The most unfortunate thing about the book is that Kanisetti tries to sneak in his liberal ideology onto medieval treatises in claims such as the Chola empire was great only for the upper classes of the Kaveri floodplain; for the people on the frontier it meant that their homes were looted, fields burnt and women captured. Not only the Cholas, in any period in history including our own, the upper classes always have a great time. It provides no new information such as redundant statements like ‘it was the sun which rose in the day and the moon shone in the night during the Chola period’. The author plays up the atrocities during Cholas’ military campaigns as if to blame them. During Rajendra’s Ganga campaign, he attacked temples. The author then admits that a number of spectacular idols were carried back to Chola territory (p.19) and placed in minor shrines. He says that this was very much par for the course in medieval south Asia. Now, compare this to what Ghaznawi did to the Somnatha idol at around the same time. Readers also get a taste of the author’s socialist turn of mind while describing events occurred in the eleventh century. He complains that most of what the Paraiyar cultivators grew went to landowners. The unmentioned labour of the Paraiyars was the foundation of the medieval period’s urbanism and complex exchanges, but the people were shorter, wirier and more wrinkly with prolonged exposure (p.164). These are lofty, elegant ideas but applied here a bit anachronistically. This book also takes references in contemporary texts at face value ignoring the exaggeration of many orders of magnitude. He considers Sekkilar’s Shaivite work on the history of sixty-three gurus. They entered into a religious discourse with the Jains and when the latter lost, 8000 of them is said to have impaled themselves. Kanisetti then cheekily suggests that this was based on a historical event even though he has no references to support this claim. Another story in the same book is that of a devotee of Shiva named Kannappa plucking both his eyeballs and offering it to a linga. Was that too based on a real incident?

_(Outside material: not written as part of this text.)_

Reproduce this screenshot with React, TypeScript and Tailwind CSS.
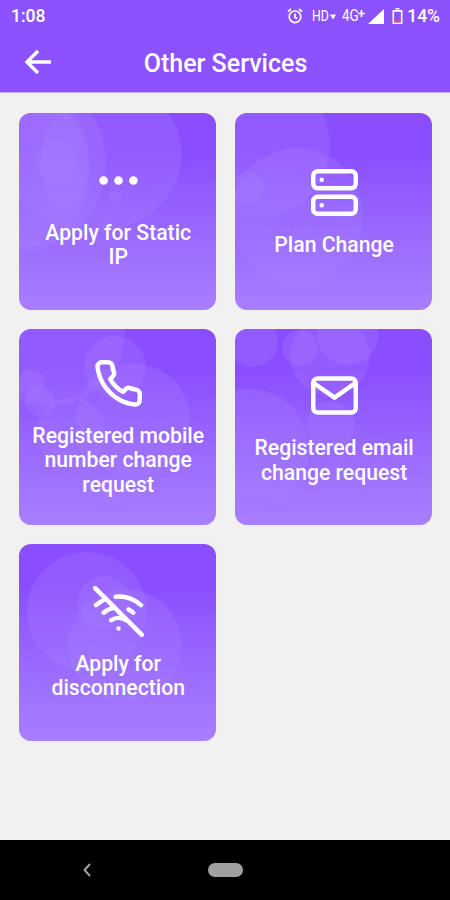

The book gives a prominent place to the changes that occurred in Tamil society along with Chola decline and how the caste system solidified thereafter. As the centralized monarchy weakened, power was gradually seized by those who controlled military labour and agrarian production at the source. Tax evasion from within by gifting land to temples and foreign invasions weakened the Cholas. Caste is often thought of as an ancient, immutable system imposed from the top by kings and Brahmins, but in south India, it was a medieval system shaped by medieval classes in response to an absence of royal authority, rather than a preponderance of it (p.255). The book explicitly narrates the Cholas’ war-time atrocities, but a marked difference of their modus operandi to Islamic invasions is clearly discernible. The Hoysalas ransacked Kaveri temples but did not destroy them. The Palli people under the Cholas ransomed the idols and re-consecrated them (p.200). This is how true economic interest on the part of invaders works. On the other hand, whenever we read of destruction of temples, a clear religious motive lies behind the act. The author presents the ways in which palace women were sexually exploited in needless detail. These are unquestioningly taken from the eulogies of fawning poets living on the largesse of their patrons.

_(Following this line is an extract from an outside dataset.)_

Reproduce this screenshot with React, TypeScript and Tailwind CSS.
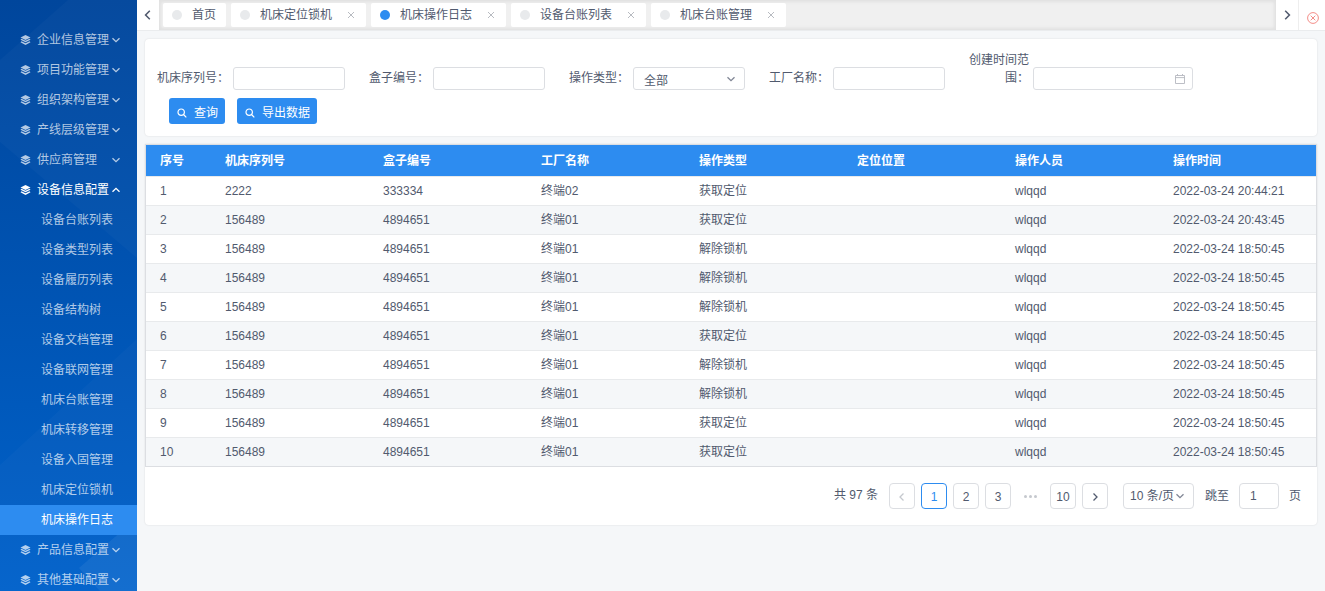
import type { ReactNode } from "react";
import clsx from "clsx";

const menus = ["企业信息管理", "项目功能管理", "组织架构管理", "产线层级管理", "供应商管理"];

const subMenus = [
    "设备台账列表",
    "设备类型列表",
    "设备履历列表",
    "设备结构树",
    "设备文档管理",
    "设备联网管理",
    "机床台账管理",
    "机床转移管理",
    "设备入固管理",
    "机床定位锁机",
    "机床操作日志",
];

const tabs = ["首页", "机床定位锁机", "机床操作日志", "设备台账列表", "机床台账管理"];

const columns = ["序号", "机床序列号", "盒子编号", "工厂名称", "操作类型", "定位位置", "操作人员", "操作时间"];

const rows = [
    ["2222", "333334", "终端02", "获取定位", "", "wlqqd", "2022-03-24 20:44:21"],
    ["156489", "4894651", "终端01", "获取定位", "", "wlqqd", "2022-03-24 20:43:45"],
    ["156489", "4894651", "终端01", "解除锁机", "", "wlqqd", "2022-03-24 18:50:45"],
    ["156489", "4894651", "终端01", "解除锁机", "", "wlqqd", "2022-03-24 18:50:45"],
    ["156489", "4894651", "终端01", "解除锁机", "", "wlqqd", "2022-03-24 18:50:45"],
    ["156489", "4894651", "终端01", "获取定位", "", "wlqqd", "2022-03-24 18:50:45"],
    ["156489", "4894651", "终端01", "解除锁机", "", "wlqqd", "2022-03-24 18:50:45"],
    ["156489", "4894651", "终端01", "解除锁机", "", "wlqqd", "2022-03-24 18:50:45"],
    ["156489", "4894651", "终端01", "获取定位", "", "wlqqd", "2022-03-24 18:50:45"],
    ["156489", "4894651", "终端01", "获取定位", "", "wlqqd", "2022-03-24 18:50:45"],
];

const arrows = {
    left: "M6.5 1.5 3 5l3.5 3.5",
    right: "M3.5 1.5 7 5 3.5 8.5",
    down: "M1.5 3.2 5 6.7l3.5-3.5",
    up: "M1.5 6.8 5 3.3l3.5 3.5",
};

function Arrow({ dir, className }: { dir: keyof typeof arrows; className?: string }) {
    return (
        <svg viewBox="0 0 10 10" className={clsx("shrink-0", className)} fill="none" stroke="currentColor" strokeWidth="1.3">
            <path d={arrows[dir]} />
        </svg>
    );
}

function LayersIcon() {
    return (
        <svg viewBox="0 0 12 12" className="mr-[5px] size-3 shrink-0" fill="currentColor">
            <path d="M5.5 .9 10.5 3.4 5.5 5.9 .5 3.4z" />
            <path d="M1.5 4.7 5.5 6.7l4-2 1 1L5.5 8.3 .5 5.7z" />
            <path d="M1.5 7.2 5.5 9.2l4-2 1 1L5.5 10.9 .5 8.2z" />
        </svg>
    );
}

function SearchIcon() {
    return (
        <svg viewBox="0 0 10 10" className="mr-[7px] size-[10px]" fill="none" stroke="currentColor" strokeWidth="1.2">
            <circle cx="4.2" cy="4.2" r="3.2" />
            <path d="m6.5 6.5 2.8 2.8" />
        </svg>
    );
}

function MenuItem({ title, open }: { title: string; open?: boolean }) {
    return (
        <div className={clsx("flex h-[30px] items-center pl-5", open ? "text-white" : "text-white/70")}>
            <LayersIcon />
            <span className="w-[74px] whitespace-nowrap">{title}</span>
            <Arrow dir={open ? "up" : "down"} className="size-[10px]" />
        </div>
    );
}

function Sidebar() {
    return (
        <aside className="relative h-full w-[137px] shrink-0 overflow-hidden bg-linear-to-b from-[#00469c] to-[#0062cb]">
            <svg className="absolute inset-0" width="137" height="591" fill="#fff">
                <path d="M0 60 68 0H137V258L0 142z" opacity=".025" />
                <path d="M137 339V591H0V465z" opacity=".025" />
                <path d="M137 518V591H100L79 568z" opacity=".06" />
            </svg>
            <nav className="relative pt-[25px]">
                {menus.map((title) => (
                    <MenuItem key={title} title={title} />
                ))}
                <MenuItem title="设备信息配置" open />
                {subMenus.map((title) => (
                    <div
                        key={title}
                        className={clsx(
                            "flex h-[30px] items-center pl-[41px]",
                            title === "机床操作日志" ? "bg-[#2d8cf0] text-white" : "text-white/70"
                        )}
                    >
                        {title}
                    </div>
                ))}
                <MenuItem title="产品信息配置" />
                <MenuItem title="其他基础配置" />
            </nav>
        </aside>
    );
}

function TabBar() {
    return (
        <div className="flex h-[31px] border-b border-[#eaecee] bg-[#f0f0f0]">
            <div className="flex w-[22px] items-center justify-center bg-white">
                <Arrow dir="left" className="size-3" />
            </div>
            <div className="flex flex-1 gap-[5px] pt-[3px] pl-[4px] shadow-[inset_0_0_3px_2px_rgba(100,100,100,0.1)]">
                {tabs.map((tab, i) => (
                    <div
                        key={tab}
                        className={clsx(
                            "flex h-6 items-center rounded-[2px] bg-white pl-[9px]",
                            i === 0 ? "w-[63px]" : "w-[135px]"
                        )}
                    >
                        <i className={clsx("mr-[10px] size-[10px] rounded-full", i === 2 ? "bg-[#2d8cf0]" : "bg-[#e8eaec]")} />
                        <span className="whitespace-nowrap">{tab}</span>
                        {i > 0 && (
                            <svg viewBox="0 0 8 8" className="ml-[15px] size-2" stroke="#b8bbc1" strokeWidth="1">
                                <path d="m1 1 6 6M7 1 1 7" />
                            </svg>
                        )}
                    </div>
                ))}
            </div>
            <div className="flex w-[23px] items-center justify-center border-r border-[#eee] bg-white">
                <Arrow dir="right" className="size-3" />
            </div>
            <div className="flex w-[26px] items-center justify-center bg-white pt-[6px] pl-0.5">
                <svg viewBox="0 0 12 12" className="size-3" fill="none" stroke="#f0706a" strokeWidth=".8">
                    <circle cx="6" cy="6" r="5.4" />
                    <path d="m3.7 3.7 4.6 4.6M8.3 3.7 3.7 8.3" />
                </svg>
            </div>
        </div>
    );
}

function Field({ label, wide, children }: { label: string; wide?: boolean; children?: ReactNode }) {
    return (
        <div className="flex items-end">
            <div className={clsx("w-[76px] pb-[3px] text-right leading-[18px]", wide ? "pl-3" : "whitespace-nowrap")}>
                {label}
            </div>
            <div
                className={clsx(
                    "ml-1 flex h-[23px] items-center justify-between rounded-[3px] border border-[#dcdee2] bg-white pl-[10px]",
                    wide ? "w-[160px] pr-[6px]" : "w-[112px] pr-2"
                )}
            >
                {children}
            </div>
        </div>
    );
}

function SearchForm() {
    return (
        <section className="mx-2 mt-2 h-[97px] rounded-[4px] bg-white shadow-[0_0_2px_rgba(0,0,0,0.12)]">
            <div className="flex h-[51px] items-end gap-2 pl-2">
                <Field label="机床序列号：" />
                <Field label="盒子编号：" />
                <Field label="操作类型：">
                    <span className="pt-[4px]">全部</span>
                    <Arrow dir="down" className="size-[10px] text-[#808695]" />
                </Field>
                <Field label="工厂名称：" />
                <Field label="创建时间范围：" wide>
                    <span />
                    <svg viewBox="0 0 12 12" className="mt-px size-3" fill="none" stroke="#b5b8c0" strokeWidth=".9">
                        <path d="M1.5 2.5h9v8h-9zM1.5 4.6h9M3.5 1v1.5M8.5 1v1.5" />
                    </svg>
                </Field>
            </div>
            <div className="mt-2 flex gap-3 pl-6 text-white">
                <button className="flex h-[26px] w-14 items-center rounded-[3px] bg-[#2d8cf0] pt-[3px] pl-2">
                    <SearchIcon />
                    查询
                </button>
                <button className="flex h-[26px] w-20 items-center rounded-[3px] bg-[#2d8cf0] pt-[3px] pl-2 whitespace-nowrap">
                    <SearchIcon />
                    导出数据
                </button>
            </div>
        </section>
    );
}

function LogTable() {
    return (
        <table className="w-[1171px] table-fixed border-separate border-spacing-0 text-left">
            <thead>
                <tr className="h-8 bg-[#2d8cf0] text-white">
                    {columns.map((col, i) => (
                        <th
                            key={col}
                            className={clsx("border-b border-[#e8eaec] p-0 pl-[14px] font-bold", i === 0 && "w-[65px]")}
                        >
                            {col}
                        </th>
                    ))}
                </tr>
            </thead>
            <tbody>
                {rows.map((row, i) => (
                    <tr key={i} className="group h-[29px] even:bg-[#f5f7f9] last:h-7">
                        {[i + 1, ...row].map((cell, j) => (
                            <td
                                key={j}
                                className="border-b border-[#e8eaec] p-0 pl-[14px] whitespace-nowrap group-last:border-b-0"
                            >
                                {cell}
                            </td>
                        ))}
                    </tr>
                ))}
            </tbody>
        </table>
    );
}

function PageButton({ active, children }: { active?: boolean; children: ReactNode }) {
    return (
        <div
            className={clsx(
                "flex h-[26px] w-[26px] items-center justify-center rounded-[4px] border pt-px",
                active ? "border-[#2d8cf0] text-[#2d8cf0]" : "border-[#dcdee2]"
            )}
        >
            {children}
        </div>
    );
}

function Pagination() {
    return (
        <div className="mt-4 flex items-center justify-end pr-4">
            <span className="mr-[11px] pb-[3px]">共 97 条</span>
            <div className="flex gap-[6px]">
                <PageButton>
                    <Arrow dir="left" className="size-[10px] text-[#c5c8ce]" />
                </PageButton>
                <PageButton active>1</PageButton>
                <PageButton>2</PageButton>
                <PageButton>3</PageButton>
                <div className="flex w-[27px] items-center justify-center gap-[2px]">
                    <i className="size-[3px] rounded-full bg-[#c5c8ce]" />
                    <i className="size-[3px] rounded-full bg-[#c5c8ce]" />
                    <i className="size-[3px] rounded-full bg-[#c5c8ce]" />
                </div>
                <PageButton>10</PageButton>
                <PageButton>
                    <Arrow dir="right" className="size-[10px]" />
                </PageButton>
            </div>
            <div className="ml-[15px] flex h-[26px] w-[71px] items-center rounded-[4px] border border-[#dcdee2] pl-[6px] whitespace-nowrap">
                10 条/页
                <Arrow dir="down" className="ml-px size-[10px] text-[#808695]" />
            </div>
            <span className="mr-[10px] ml-[11px] pb-px">跳至</span>
            <div className="flex h-[26px] w-10 items-center rounded-[4px] border border-[#dcdee2] pl-[10px]">1</div>
            <span className="ml-[10px] pb-px">页</span>
        </div>
    );
}

export default function App() {
    return (
        <div
            lang="zh-CN"
            className="flex h-[591px] w-[1325px] overflow-hidden bg-[#f5f7f9] font-['Liberation_Sans','Noto_Sans_CJK_SC',sans-serif] text-[12px] leading-[18px] text-[#515a6e]"
        >
            <Sidebar />
            <main className="min-w-0 flex-1">
                <TabBar />
                <SearchForm />
                <section className="mx-2 mt-2 h-[381px] rounded-b-[4px] bg-white shadow-[0_0_2px_rgba(0,0,0,0.12)]">
                    <div className="overflow-hidden border border-[#dcdee2]">
                        <LogTable />
                    </div>
                    <Pagination />
                </section>
            </main>
        </div>
    );
}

The entire book employs a clever stratagem to paint the greatest Chola kings as villains or at least as those who do not deserve appreciation or respect. To bolster his point, he alleges them to have carried out the most outrageous crime imaginable in today’s Tamil Nadu – patronization of Brahmins! The book is written in dramatic prose with characters displaying emotions and capable of thinking like ordinary people. It is probable that the author might have desired to provide the seed for a movie script on Cholas out of this book in the future. Even though this book is historical fiction for the most part, he paints a picture designed to accentuate the fault lines in present-day society and deliberately plays up discrimination and violence which might have happened in the distant past. Instead of naming the princes directly, the uses their battle honorifics like ‘Madurai-destroyer’ or ‘Kerala-destroyer’ in a wily attempt to scratch long-healed scabs in order to reopen the wound. This would also make the people from these regions remain slightly peeved that would prevent them from identifying with the kings and queens in this book. Mass rape is accused in a Chola-Chalukya war. It might’ve occurred, but what is hypocritical is the total tactical silence of such liberal authors when the winning side is Mughal or Central Asian, as we have seen many times in the past. In such cases, they shut up like a clam on battlefield violence and tyranny on captured women. Examples of the author’s colourful language describing Cholas’ atrocities are: ‘hands reddened with blood and mud-stained sweat of thousands’; ‘loot and pillage of undefended villages’; ‘sawed off the nose of the daughter of an enemy general’; ‘The Chola imperial temples only served to distribute war loot to Kaveri gentry and warriors’; ‘Chola court was imagined as a cut-throat world in later centuries’.
Winston Churchill once pejoratively remarked that India was no more a single country than the equator – that is, India was only a geographic term. But Kanisetti goes one step further in the detestation of his homeland by removing all references to the Indian subcontinent and replacing it with South Asia. However, South India remains as such without any modification. Taking into account the disdain and apathy Kanisetti shows to all things Indian and his uncanny knack in always digging up the unpleasant, this man may rightly be called the ‘Wendy Doniger of India’.
The book lacks serious research and feels like fiction. Serious readers of history would do better by avoiding this book.